**** Recorded data
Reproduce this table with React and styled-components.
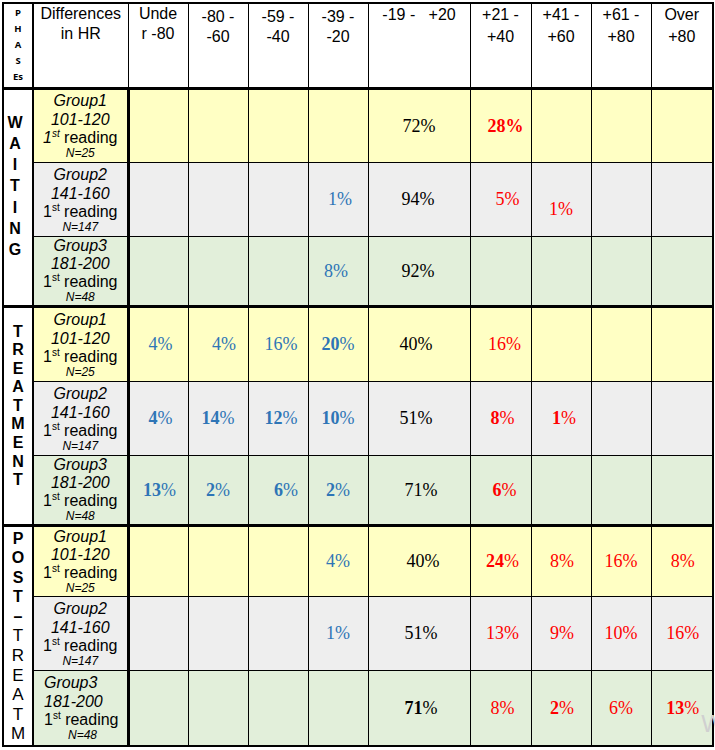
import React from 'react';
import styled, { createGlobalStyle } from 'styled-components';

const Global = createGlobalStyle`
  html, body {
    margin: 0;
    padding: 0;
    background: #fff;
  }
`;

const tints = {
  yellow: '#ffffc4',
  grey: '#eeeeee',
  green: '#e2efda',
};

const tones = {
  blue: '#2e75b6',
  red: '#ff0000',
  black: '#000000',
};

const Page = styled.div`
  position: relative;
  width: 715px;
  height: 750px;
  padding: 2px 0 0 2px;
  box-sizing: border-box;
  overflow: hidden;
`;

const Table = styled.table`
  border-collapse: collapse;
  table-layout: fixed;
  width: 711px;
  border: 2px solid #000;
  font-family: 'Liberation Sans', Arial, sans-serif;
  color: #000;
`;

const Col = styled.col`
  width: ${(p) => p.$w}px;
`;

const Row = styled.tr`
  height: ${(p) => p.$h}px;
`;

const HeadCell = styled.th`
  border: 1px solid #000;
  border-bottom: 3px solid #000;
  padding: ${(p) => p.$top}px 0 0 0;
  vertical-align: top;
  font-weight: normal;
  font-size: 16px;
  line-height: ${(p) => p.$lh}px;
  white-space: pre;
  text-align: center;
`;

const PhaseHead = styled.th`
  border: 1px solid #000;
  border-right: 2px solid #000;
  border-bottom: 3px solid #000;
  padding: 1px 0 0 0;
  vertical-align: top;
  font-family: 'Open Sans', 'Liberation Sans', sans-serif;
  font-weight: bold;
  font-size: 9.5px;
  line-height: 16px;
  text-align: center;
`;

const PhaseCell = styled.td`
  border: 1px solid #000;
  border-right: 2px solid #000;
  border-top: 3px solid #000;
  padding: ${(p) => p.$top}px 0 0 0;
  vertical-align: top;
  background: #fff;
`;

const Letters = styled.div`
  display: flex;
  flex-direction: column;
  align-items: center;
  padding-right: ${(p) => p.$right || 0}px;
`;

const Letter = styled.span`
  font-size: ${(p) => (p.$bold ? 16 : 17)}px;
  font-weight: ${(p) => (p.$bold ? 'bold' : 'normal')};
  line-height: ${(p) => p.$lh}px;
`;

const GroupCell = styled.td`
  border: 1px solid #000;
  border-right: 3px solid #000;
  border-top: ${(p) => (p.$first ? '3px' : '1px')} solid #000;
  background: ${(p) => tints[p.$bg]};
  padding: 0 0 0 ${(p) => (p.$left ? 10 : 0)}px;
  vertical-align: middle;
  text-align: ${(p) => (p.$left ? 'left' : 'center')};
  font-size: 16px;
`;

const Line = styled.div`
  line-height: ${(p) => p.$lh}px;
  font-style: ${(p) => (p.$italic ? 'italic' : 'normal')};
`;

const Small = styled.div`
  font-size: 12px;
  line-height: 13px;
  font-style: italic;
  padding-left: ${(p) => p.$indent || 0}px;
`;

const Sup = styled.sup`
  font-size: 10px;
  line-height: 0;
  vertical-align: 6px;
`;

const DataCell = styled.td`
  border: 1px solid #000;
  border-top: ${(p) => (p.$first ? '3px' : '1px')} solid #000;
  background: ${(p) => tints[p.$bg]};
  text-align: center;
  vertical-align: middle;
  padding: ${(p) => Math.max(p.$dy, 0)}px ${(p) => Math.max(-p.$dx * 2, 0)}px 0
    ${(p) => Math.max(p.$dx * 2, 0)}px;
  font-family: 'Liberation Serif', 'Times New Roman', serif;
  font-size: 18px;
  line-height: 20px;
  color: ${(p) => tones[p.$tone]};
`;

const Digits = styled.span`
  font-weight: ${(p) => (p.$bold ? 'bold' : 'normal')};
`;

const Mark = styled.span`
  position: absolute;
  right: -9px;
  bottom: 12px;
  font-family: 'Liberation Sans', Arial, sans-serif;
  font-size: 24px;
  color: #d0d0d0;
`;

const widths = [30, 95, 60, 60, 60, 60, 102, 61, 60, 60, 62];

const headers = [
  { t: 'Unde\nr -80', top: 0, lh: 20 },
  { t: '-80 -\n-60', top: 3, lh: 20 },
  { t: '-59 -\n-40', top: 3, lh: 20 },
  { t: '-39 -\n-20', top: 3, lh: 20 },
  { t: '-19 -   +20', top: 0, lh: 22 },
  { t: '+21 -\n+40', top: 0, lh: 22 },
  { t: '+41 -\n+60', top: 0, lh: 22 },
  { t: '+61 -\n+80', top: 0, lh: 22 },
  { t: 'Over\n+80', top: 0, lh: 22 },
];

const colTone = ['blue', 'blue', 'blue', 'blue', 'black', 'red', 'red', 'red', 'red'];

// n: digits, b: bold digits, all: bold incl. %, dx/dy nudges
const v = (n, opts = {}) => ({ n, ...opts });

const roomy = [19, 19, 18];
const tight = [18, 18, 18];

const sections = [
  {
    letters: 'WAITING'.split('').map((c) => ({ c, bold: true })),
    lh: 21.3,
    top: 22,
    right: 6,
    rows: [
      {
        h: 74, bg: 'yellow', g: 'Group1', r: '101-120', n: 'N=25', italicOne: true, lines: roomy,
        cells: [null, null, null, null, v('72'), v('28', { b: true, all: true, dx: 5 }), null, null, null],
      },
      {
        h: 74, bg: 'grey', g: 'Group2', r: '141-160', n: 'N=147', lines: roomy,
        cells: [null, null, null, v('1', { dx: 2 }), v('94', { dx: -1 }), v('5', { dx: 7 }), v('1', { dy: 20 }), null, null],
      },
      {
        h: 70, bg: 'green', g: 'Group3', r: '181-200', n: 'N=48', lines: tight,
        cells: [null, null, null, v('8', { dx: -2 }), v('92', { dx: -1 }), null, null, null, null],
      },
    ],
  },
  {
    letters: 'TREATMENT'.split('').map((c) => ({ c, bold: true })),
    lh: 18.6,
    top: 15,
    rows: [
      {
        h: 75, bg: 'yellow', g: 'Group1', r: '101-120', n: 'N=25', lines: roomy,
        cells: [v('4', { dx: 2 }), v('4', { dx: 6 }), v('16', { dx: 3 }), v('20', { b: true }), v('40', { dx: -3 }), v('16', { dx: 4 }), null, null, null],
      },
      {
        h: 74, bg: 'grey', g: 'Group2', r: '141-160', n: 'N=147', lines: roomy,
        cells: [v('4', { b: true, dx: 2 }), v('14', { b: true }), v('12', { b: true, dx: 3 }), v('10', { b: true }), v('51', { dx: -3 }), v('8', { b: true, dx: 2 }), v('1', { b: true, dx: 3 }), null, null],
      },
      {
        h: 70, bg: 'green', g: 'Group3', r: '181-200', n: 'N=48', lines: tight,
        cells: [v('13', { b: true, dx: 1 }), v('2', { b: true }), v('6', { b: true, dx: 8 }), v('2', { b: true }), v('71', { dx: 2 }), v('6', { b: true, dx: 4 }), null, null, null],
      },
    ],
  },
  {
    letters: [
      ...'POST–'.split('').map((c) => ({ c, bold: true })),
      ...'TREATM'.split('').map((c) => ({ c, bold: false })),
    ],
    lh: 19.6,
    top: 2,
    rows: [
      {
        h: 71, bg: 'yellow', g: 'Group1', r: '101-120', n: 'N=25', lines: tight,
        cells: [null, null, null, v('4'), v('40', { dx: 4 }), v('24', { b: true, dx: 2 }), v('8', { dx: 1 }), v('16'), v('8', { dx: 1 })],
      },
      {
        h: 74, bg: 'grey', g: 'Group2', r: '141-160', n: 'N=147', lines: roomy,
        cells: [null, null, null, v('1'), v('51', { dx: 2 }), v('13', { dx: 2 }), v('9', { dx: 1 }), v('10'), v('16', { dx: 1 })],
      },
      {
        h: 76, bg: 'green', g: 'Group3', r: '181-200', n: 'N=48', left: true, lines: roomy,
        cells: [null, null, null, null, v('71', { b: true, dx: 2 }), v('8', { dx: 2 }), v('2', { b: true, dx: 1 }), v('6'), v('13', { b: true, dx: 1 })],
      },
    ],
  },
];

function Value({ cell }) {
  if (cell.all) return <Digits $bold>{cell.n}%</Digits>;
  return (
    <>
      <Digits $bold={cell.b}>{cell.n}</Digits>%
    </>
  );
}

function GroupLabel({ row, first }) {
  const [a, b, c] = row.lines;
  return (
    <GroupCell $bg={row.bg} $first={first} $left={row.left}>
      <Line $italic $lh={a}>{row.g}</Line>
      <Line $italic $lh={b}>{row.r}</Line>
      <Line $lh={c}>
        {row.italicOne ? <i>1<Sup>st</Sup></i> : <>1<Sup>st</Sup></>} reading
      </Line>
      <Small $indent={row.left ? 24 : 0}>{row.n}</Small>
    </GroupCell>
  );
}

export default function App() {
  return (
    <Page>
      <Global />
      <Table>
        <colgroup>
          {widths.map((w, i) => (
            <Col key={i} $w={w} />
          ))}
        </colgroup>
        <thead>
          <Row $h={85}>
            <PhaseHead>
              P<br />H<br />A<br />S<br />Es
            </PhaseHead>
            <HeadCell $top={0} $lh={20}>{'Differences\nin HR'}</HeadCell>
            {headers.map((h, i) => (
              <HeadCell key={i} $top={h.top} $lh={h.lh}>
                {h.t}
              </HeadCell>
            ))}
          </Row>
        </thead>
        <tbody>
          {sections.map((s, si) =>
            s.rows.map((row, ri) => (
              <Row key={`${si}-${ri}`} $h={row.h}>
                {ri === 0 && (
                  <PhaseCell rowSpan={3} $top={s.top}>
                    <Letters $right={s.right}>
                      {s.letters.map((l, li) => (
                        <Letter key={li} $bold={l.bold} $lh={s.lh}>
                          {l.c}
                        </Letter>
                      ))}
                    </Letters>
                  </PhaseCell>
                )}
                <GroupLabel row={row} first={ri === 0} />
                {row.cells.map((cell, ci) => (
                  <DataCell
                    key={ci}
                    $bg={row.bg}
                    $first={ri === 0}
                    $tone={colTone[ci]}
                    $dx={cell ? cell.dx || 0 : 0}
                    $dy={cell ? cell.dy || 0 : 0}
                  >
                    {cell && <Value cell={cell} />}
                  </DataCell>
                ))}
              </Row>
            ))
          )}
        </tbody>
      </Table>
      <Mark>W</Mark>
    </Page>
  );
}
********
◆ **The problem**
Lines of the material that contain the word "components" are to be gathered.

◆ **Response to this exercise**
Reproduce this table with React and styled-components.
import styled, { createGlobalStyle } from 'styled-components';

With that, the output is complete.